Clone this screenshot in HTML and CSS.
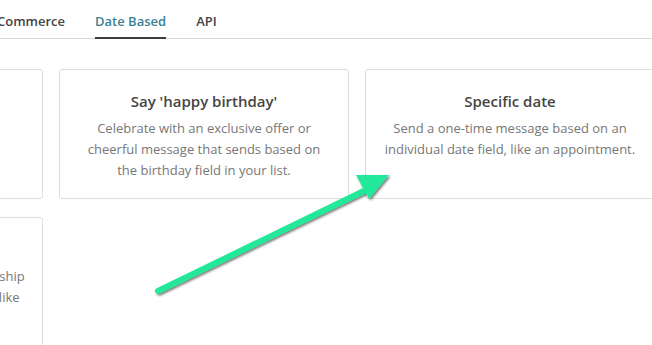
FILE: index.html
```html
<!DOCTYPE html>
<html>
<head>
<meta charset="utf-8">
<link rel="stylesheet" href="styles.css">
</head>
<body>
<div class="page">
  <nav class="tabs">
    <a class="tab">Commerce</a>
    <a class="tab active">Date Based</a>
    <a class="tab">API</a>
  </nav>
  <div class="cards">
    <div class="card">
      <h3 class="card-title">Recurring date</h3>
      <p class="card-desc">Send a message each year<br>on a date, like a renewal.</p>
    </div>
    <div class="card">
      <h3 class="card-title">Say 'happy birthday'</h3>
      <p class="card-desc">Celebrate with an exclusive offer or cheerful message that sends based on the birthday field in your list.</p>
    </div>
    <div class="card">
      <h3 class="card-title">Specific date</h3>
      <p class="card-desc">Send a one-time message based on an individual date field, like an appointment.</p>
    </div>
    <div class="card">
      <h3 class="card-title">Anniversary</h3>
      <p class="card-desc">Send a yearly note to mark a membership<br>anniversaries or renewal date fields, like<br>a signup date.</p>
    </div>
  </div>
  <svg class="arrow" width="652" height="345" viewBox="0 0 652 345">
    <defs>
      <filter id="sh" x="-20%" y="-20%" width="140%" height="140%">
        <feDropShadow dx="1.5" dy="1.5" stdDeviation="1.2" flood-color="#000" flood-opacity="0.55"/>
      </filter>
    </defs>
    <g filter="url(#sh)">
      <line x1="158" y1="291" x2="372" y2="187" stroke="#22e89a" stroke-width="6" stroke-linecap="round"/>
      <polygon points="356,175 389,175 369,199" fill="#22e89a"/>
    </g>
  </svg>
</div>
</body>
</html>
```

FILE: styles.css
```css
html, body {
  margin: 0;
  padding: 0;
  background: #fff;
}

.page {
  position: relative;
  width: 652px;
  height: 345px;
  overflow: hidden;
  font-family: "Open Sans", "Liberation Sans", sans-serif;
}

.tabs {
  display: flex;
  gap: 30px;
  height: 38px;
  border-bottom: 1px solid #d9d9d9;
  margin-left: -3px;
  align-items: flex-end;
}

.tab {
  font-size: 13px;
  font-weight: 600;
  color: #444;
  line-height: 20px;
  padding-bottom: 6px;
  border-bottom: 2px solid transparent;
  margin-bottom: -1px;
}

.tab.active {
  color: #3b8196;
  border-bottom-color: #3d3d3d;
}

.cards {
  display: grid;
  grid-template-columns: repeat(3, 290px);
  gap: 18px 16px;
  margin-top: 30px;
  margin-left: -247px;
}

.card {
  box-sizing: border-box;
  height: 130px;
  border: 1px solid #dcdcdc;
  border-radius: 3px;
  padding: 21px 16.5px 0;
  text-align: center;
}

.card-title {
  margin: 0;
  font-size: 15px;
  font-weight: 600;
  line-height: 20px;
  color: #454545;
}

.card-desc {
  margin: 7px 0 0;
  font-size: 13px;
  line-height: 21px;
  color: #777;
}

.arrow {
  position: absolute;
  left: 0;
  top: 0;
  pointer-events: none;
}
```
____________
**EXERCISE TASK**
Every line above should be returned word for word, with the pictures left behind.

**ANSWER TO THE PROBLEM**
Clone this screenshot in HTML and CSS.
FILE: index.html
```html
<!DOCTYPE html>
<html>
<head>
<meta charset="utf-8">
<link rel="stylesheet" href="styles.css">
</head>
<body>
<div class="page">
  <nav class="tabs">
    <a class="tab">Commerce</a>
    <a class="tab active">Date Based</a>
    <a class="tab">API</a>
  </nav>
  <div class="cards">
    <div class="card">
      <h3 class="card-title">Recurring date</h3>
      <p class="card-desc">Send a message each year<br>on a date, like a renewal.</p>
    </div>
    <div class="card">
      <h3 class="card-title">Say 'happy birthday'</h3>
      <p class="card-desc">Celebrate with an exclusive offer or cheerful message that sends based on the birthday field in your list.</p>
    </div>
    <div class="card">
      <h3 class="card-title">Specific date</h3>
      <p class="card-desc">Send a one-time message based on an individual date field, like an appointment.</p>
    </div>
    <div class="card">
      <h3 class="card-title">Anniversary</h3>
      <p class="card-desc">Send a yearly note to mark a membership<br>anniversaries or renewal date fields, like<br>a signup date.</p>
    </div>
  </div>
  <svg class="arrow" width="652" height="345" viewBox="0 0 652 345">
    <defs>
      <filter id="sh" x="-20%" y="-20%" width="140%" height="140%">
        <feDropShadow dx="1.5" dy="1.5" stdDeviation="1.2" flood-color="#000" flood-opacity="0.55"/>
      </filter>
    </defs>
    <g filter="url(#sh)">
      <line x1="158" y1="291" x2="372" y2="187" stroke="#22e89a" stroke-width="6" stroke-linecap="round"/>
      <polygon points="356,175 389,175 369,199" fill="#22e89a"/>
    </g>
  </svg>
</div>
</body>
</html>
```

FILE: styles.css
```css
html, body {
  margin: 0;
  padding: 0;
  background: #fff;
}

.page {
  position: relative;
  width: 652px;
  height: 345px;
  overflow: hidden;
  font-family: "Open Sans", "Liberation Sans", sans-serif;
}

.tabs {
  display: flex;
  gap: 30px;
  height: 38px;
  border-bottom: 1px solid #d9d9d9;
  margin-left: -3px;
  align-items: flex-end;
}

.tab {
  font-size: 13px;
  font-weight: 600;
  color: #444;
  line-height: 20px;
  padding-bottom: 6px;
  border-bottom: 2px solid transparent;
  margin-bottom: -1px;
}

.tab.active {
  color: #3b8196;
  border-bottom-color: #3d3d3d;
}

.cards {
  display: grid;
  grid-template-columns: repeat(3, 290px);
  gap: 18px 16px;
  margin-top: 30px;
  margin-left: -247px;
}

.card {
  box-sizing: border-box;
  height: 130px;
  border: 1px solid #dcdcdc;
  border-radius: 3px;
  padding: 21px 16.5px 0;
  text-align: center;
}

.card-title {
  margin: 0;
  font-size: 15px;
  font-weight: 600;
  line-height: 20px;
  color: #454545;
}

.card-desc {
  margin: 7px 0 0;
  font-size: 13px;
  line-height: 21px;
  color: #777;
}

.arrow {
  position: absolute;
  left: 0;
  top: 0;
  pointer-events: none;
}
```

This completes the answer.